In [7]:
# Portfolio Risk Analysis Platform
# AI-driven portfolio risk and analytics platform for professional investment managers

import pandas as pd
import numpy as np
import yfinance as yf
import matplotlib.pyplot as plt
import seaborn as sns
from datetime import datetime, timedelta
import warnings
from tabulate import tabulate
warnings.filterwarnings('ignore')

# Set up plotting style
plt.style.use('seaborn-v0_8')
sns.set_palette("husl")


In [16]:
class Utils:
    """
    Utility class for data fetching operations
    """
    
    @staticmethod
    def fetch_price_data(portfolio_data, start_date=None, end_date=None):
        """Fetch price data for all symbols in the portfolio"""

        default_start = (datetime.now() - pd.DateOffset(years=6)).strftime('%Y-%m-%d')
        min_purchase_date = pd.to_datetime(portfolio_data['purchase_date']).min().strftime('%Y-%m-%d')
        start_date = start_date or min(default_start, min_purchase_date)
        end_date = end_date or datetime.now().strftime('%Y-%m-%d')

        symbols = list(portfolio_data['symbol'].unique())
        
        print(f"Fetching price data from {start_date} to {end_date}")
        price_data = {}
        for symbol in symbols:
            try:
                ticker = yf.Ticker(symbol)
                hist = ticker.history(start=start_date, end=end_date)
                price_data[symbol] = hist
            except Exception as e:
                print(f"Error fetching {symbol}: {e}")
        
        return price_data

    @staticmethod
    def get_market_data(start_date=None, end_date=None):
        """Fetch market data for SPY and other relevant indices"""
        start_date = (datetime.now() - pd.DateOffset(years=6)).strftime('%Y-%m-%d')
        end_date = end_date or datetime.now().strftime('%Y-%m-%d')

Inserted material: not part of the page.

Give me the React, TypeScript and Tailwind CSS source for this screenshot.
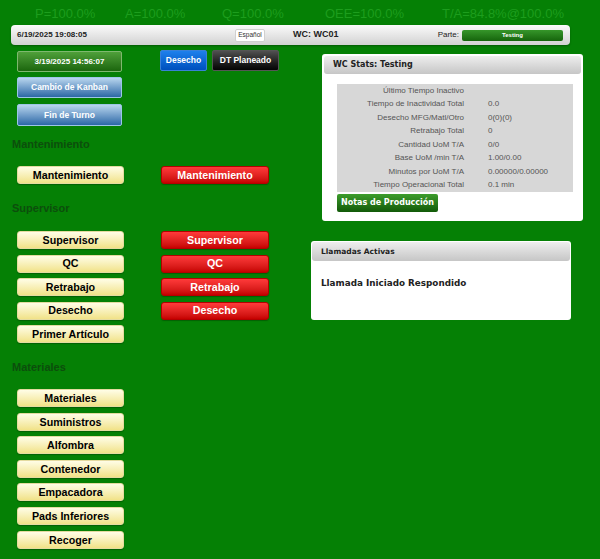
import React from 'react';

const stats = [
  { label: 'P=100.0%', w: 'w-[90px]' },
  { label: 'A=100.0%', w: 'w-[97px]' },
  { label: 'Q=100.0%', w: 'w-[103px]' },
  { label: 'OEE=100.0%', w: 'w-[117px]' },
  { label: 'T/A=84.8%@100.0%', w: '' },
];

const wcRows: [string, string][] = [
  ['Último Tiempo Inactivo', ''],
  ['Tiempo de Inactividad Total', '0.0'],
  ['Desecho MFG/Matl/Otro', '0(0)(0)'],
  ['Retrabajo Total', '0'],
  ['Cantidad UoM T/A', '0/0'],
  ['Base UoM /min T/A', '1.00/0.00'],
  ['Minutos por UoM T/A', '0.00000/0.00000'],
  ['Tiempo Operacional Total', '0.1 min'],
];

const supervisor = [
  { label: 'Supervisor', red: true },
  { label: 'QC', red: true },
  { label: 'Retrabajo', red: true },
  { label: 'Desecho', red: true },
  { label: 'Primer Artículo', red: false },
];

const materiales = ['Materiales', 'Suministros', 'Alfombra', 'Contenedor', 'Empacadora', 'Pads Inferiores', 'Recoger'];

function YellowBtn({ children }: { children: React.ReactNode }) {
  return (
    <div className="w-[107px] h-[18px] flex items-center justify-center rounded-[3px] border border-[#e4dba0] bg-linear-to-b from-[#fffde6] to-[#f1e287] text-black text-[10.7px] font-bold shadow-[0_1px_1px_rgba(0,0,0,0.25)]">
      {children}
    </div>
  );
}

function RedBtn({ children }: { children: React.ReactNode }) {
  return (
    <div className="w-[108px] h-[18px] ml-[37px] flex items-center justify-center rounded-[3px] border border-[#b40000] bg-linear-to-b from-[#ff3a3a] to-[#c60000] text-white text-[10.7px] font-bold shadow-[0_1px_1px_rgba(0,0,0,0.25)]">
      {children}
    </div>
  );
}

function Heading({ children, mt }: { children: React.ReactNode; mt: string }) {
  return (
    <div className={`ml-[-5px] ${mt} h-[12px] leading-[12px] text-[11px] font-bold text-[#0c4e0c]`}>
      {children}
    </div>
  );
}

export default function App() {
  return (
    <div className="w-[600px] h-[559px] bg-[#058005] overflow-hidden font-['Liberation_Sans',Arial,sans-serif]">
      {/* Stats */}
      <div className="h-[25px] pt-[3px] pl-[35px] flex items-center text-[13px] text-[#1d9d1d]">
        {stats.map((s) => (
          <span key={s.label} className={`${s.w} whitespace-nowrap`}>{s.label}</span>
        ))}
      </div>

      {/* Header bar */}
      <div className="ml-[11px] w-[559px] h-[20px] pl-[6px] pr-[7px] flex items-center rounded-[4px] bg-linear-to-b from-[#fbfbfb] to-[#d2d2d2] shadow-[0_1px_2px_rgba(0,0,0,0.3)]">
        <div className="w-[218px] text-[8px] font-bold text-[#222]">6/19/2025 19:08:05</div>
        <div className="w-[30px] h-[13px] flex items-center justify-center bg-white border border-[#d0d0d0] rounded-[2px] text-[6.5px] text-[#333]">
          Español
        </div>
        <div className="ml-[28px] text-[9px] font-bold text-[#222]">WC: WC01</div>
        <div className="flex-1" />
        <div className="text-[8px] text-[#222]">Parte:</div>
        <div className="ml-[3px] w-[101px] h-[11px] flex items-center justify-center rounded-[2px] bg-linear-to-b from-[#36962a] to-[#15650b] text-white text-[6px] font-bold">
          Testing
        </div>
      </div>

      <div className="flex">
        {/* Left column */}
        <div className="w-[311px] pl-[17px] pt-[6px]">
          <div className="flex items-start">
            <div className="w-[105px] h-[21px] flex items-center justify-center rounded-[2px] border border-[#7fb86f] bg-linear-to-b from-[#4fa03a] to-[#1b660c] text-white text-[8px] font-bold">
              3/19/2025 14:56:07
            </div>
            <div className="ml-[38px] mt-[-1px] w-[47px] h-[21px] flex items-center justify-center rounded-[2px] border border-[#3a80d8] bg-linear-to-b from-[#1e80ec] to-[#0050bd] text-white text-[8.5px] font-bold">
              Desecho
            </div>
            <div className="ml-[5px] mt-[-1px] w-[67px] h-[21px] flex items-center justify-center rounded-[2px] border border-[#555] bg-linear-to-b from-[#505050] to-[#050505] text-white text-[8.5px] font-bold">
              DT Planeado
            </div>
          </div>
          <div className="mt-[5px] w-[105px] h-[21px] flex items-center justify-center rounded-[2px] border border-[#9cc6e6] bg-linear-to-b from-[#b9d6ee] to-[#2b68a6] text-white text-[8.5px] font-bold">
            Cambio de Kanban
          </div>
          <div className="mt-[6px] w-[105px] h-[22px] flex items-center justify-center rounded-[2px] border border-[#9cc6e6] bg-linear-to-b from-[#b9d6ee] to-[#2b68a6] text-white text-[8.5px] font-bold">
            Fin de Turno
          </div>

          <Heading mt="mt-[12px]">Mantenimiento</Heading>
          <div className="mt-[16px] flex">
            <YellowBtn>Mantenimiento</YellowBtn>
            <RedBtn>Mantenimiento</RedBtn>
          </div>

          <Heading mt="mt-[18px]">Supervisor</Heading>
          <div className="mt-[17px] flex flex-col gap-[5.5px]">
            {supervisor.map((s) => (
              <div key={s.label} className="flex">
                <YellowBtn>{s.label}</YellowBtn>
                {s.red && <RedBtn>{s.label}</RedBtn>}
              </div>
            ))}
          </div>

          <Heading mt="mt-[18px]">Materiales</Heading>
          <div className="mt-[16px] flex flex-col gap-[5.6px]">
            {materiales.map((m) => (
              <YellowBtn key={m}>{m}</YellowBtn>
            ))}
          </div>
        </div>

        {/* Right column */}
        <div className="pt-[9px]">
          <div className="ml-[11px] w-[261px] p-[2px] pb-[9px] bg-white rounded-[3px]">
            <div className="h-[18px] pl-[9px] flex items-center rounded-[3px] bg-linear-to-b from-[#eeeeee] to-[#c6c6c6] font-['DejaVu_Sans',Verdana,sans-serif] text-[8px] font-bold text-[#222]">
              WC Stats: Testing
            </div>
            <div className="ml-[13px] mt-[10px] w-[236px] bg-[#d7d7d7] text-[8px] text-[#555]">
              {wcRows.map(([k, v]) => (
                <div key={k} className="h-[13.5px] flex items-center">
                  <div className="w-[127px] text-right whitespace-nowrap">{k}</div>
                  <div className="ml-[24px] whitespace-nowrap">{v}</div>
                </div>
              ))}
            </div>
            <div className="ml-[13px] mt-[2px] w-[101px] h-[18px] flex items-center justify-center rounded-[2px] bg-linear-to-b from-[#3d9d2c] to-[#125a08] font-['DejaVu_Sans',Verdana,sans-serif] text-white text-[8px] font-bold">
              Notas de Producción
            </div>
          </div>

          <div className="mt-[20px] w-[260px] h-[79px] p-[1px] bg-white rounded-[3px]">
            <div className="h-[19px] pl-[9px] flex items-center rounded-[3px] bg-linear-to-b from-[#eeeeee] to-[#c6c6c6] font-['DejaVu_Sans',Verdana,sans-serif] text-[7.5px] font-bold text-[#222]">
              Llamadas Activas
            </div>
            <div className="pl-[9px] pt-[16px] leading-[12px] font-['DejaVu_Sans',Verdana,sans-serif] text-[8.8px] font-bold text-[#222]">
              Llamada Iniciado Respondido
            </div>
          </div>
        </div>
      </div>
    </div>
  );
}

        symbols = ['SPY', 'QQQ', 'VTI', 'GLD', 'BTC-USD', 'ETH-USD']
        market_data = {}
        for symbol in symbols:  
            try:
                ticker = yf.Ticker(symbol)
                hist = ticker.history(start=start_date, end=end_date)
                market_data[symbol] = hist
            except Exception as e:
                print(f"Error fetching {symbol}: {e}")
        
        return market_data
    
    @staticmethod
    def get_market_returns(start_date=None, end_date=None):
        """Fetch market data and return market returns"""
        market_data = Utils.get_market_data(start_date, end_date)
        market_returns = {}
        for symbol, prices in market_data.items():
            if 'Close' in prices and len(prices) > 0:
                returns = prices['Close'].pct_change().dropna()
                market_returns[symbol] = returns
        
        return market_returns


In [17]:
class PortfolioAnalyzer:
    """
    AI-driven portfolio risk and analytics platform for professional investment managers.
    Provides comprehensive risk analysis, performance metrics, and scenario testing.
    """
    def __init__(self):
        self.portfolio_data = None
        self.price_data = {}
        self.returns_data = {}
        self.risk_metrics = {}
        self.performance_metrics = {}
        
    def load_portfolio_from_inputs(self, inputs_path="../inputs/portfolio1/portfolio_data.csv"):
        self.portfolio_data = pd.read_csv(inputs_path)
        print(f"Loaded portfolio with {len(self.portfolio_data)} positions from {inputs_path}")
        return self.portfolio_data
    
    def calculate_returns(self):
        for symbol, prices in self.price_data.items():
            returns = prices['Close'].pct_change().dropna()
            self.returns_data[symbol] = returns
        
        # Calculate portfolio returns (weighted by market value)
        self.portfolio_returns = self._calculate_portfolio_returns()
        self.returns_data['PORTFOLIO'] = self.portfolio_returns
        
        return self.returns_data
    
    def fetch_price_data(self):
        self.price_data = Utils.fetch_price_data(portfolio_data=self.portfolio_data)
        return self.price_data

    def _calculate_portfolio_returns(self):
        
        current_values = {}
        total_value = 0
        returns_dict = {}

        for _, row in self.portfolio_data.iterrows():
            symbol = row['symbol']
            shares = row['shares']
            purchase_date = pd.to_datetime(row.get('purchase_date', None))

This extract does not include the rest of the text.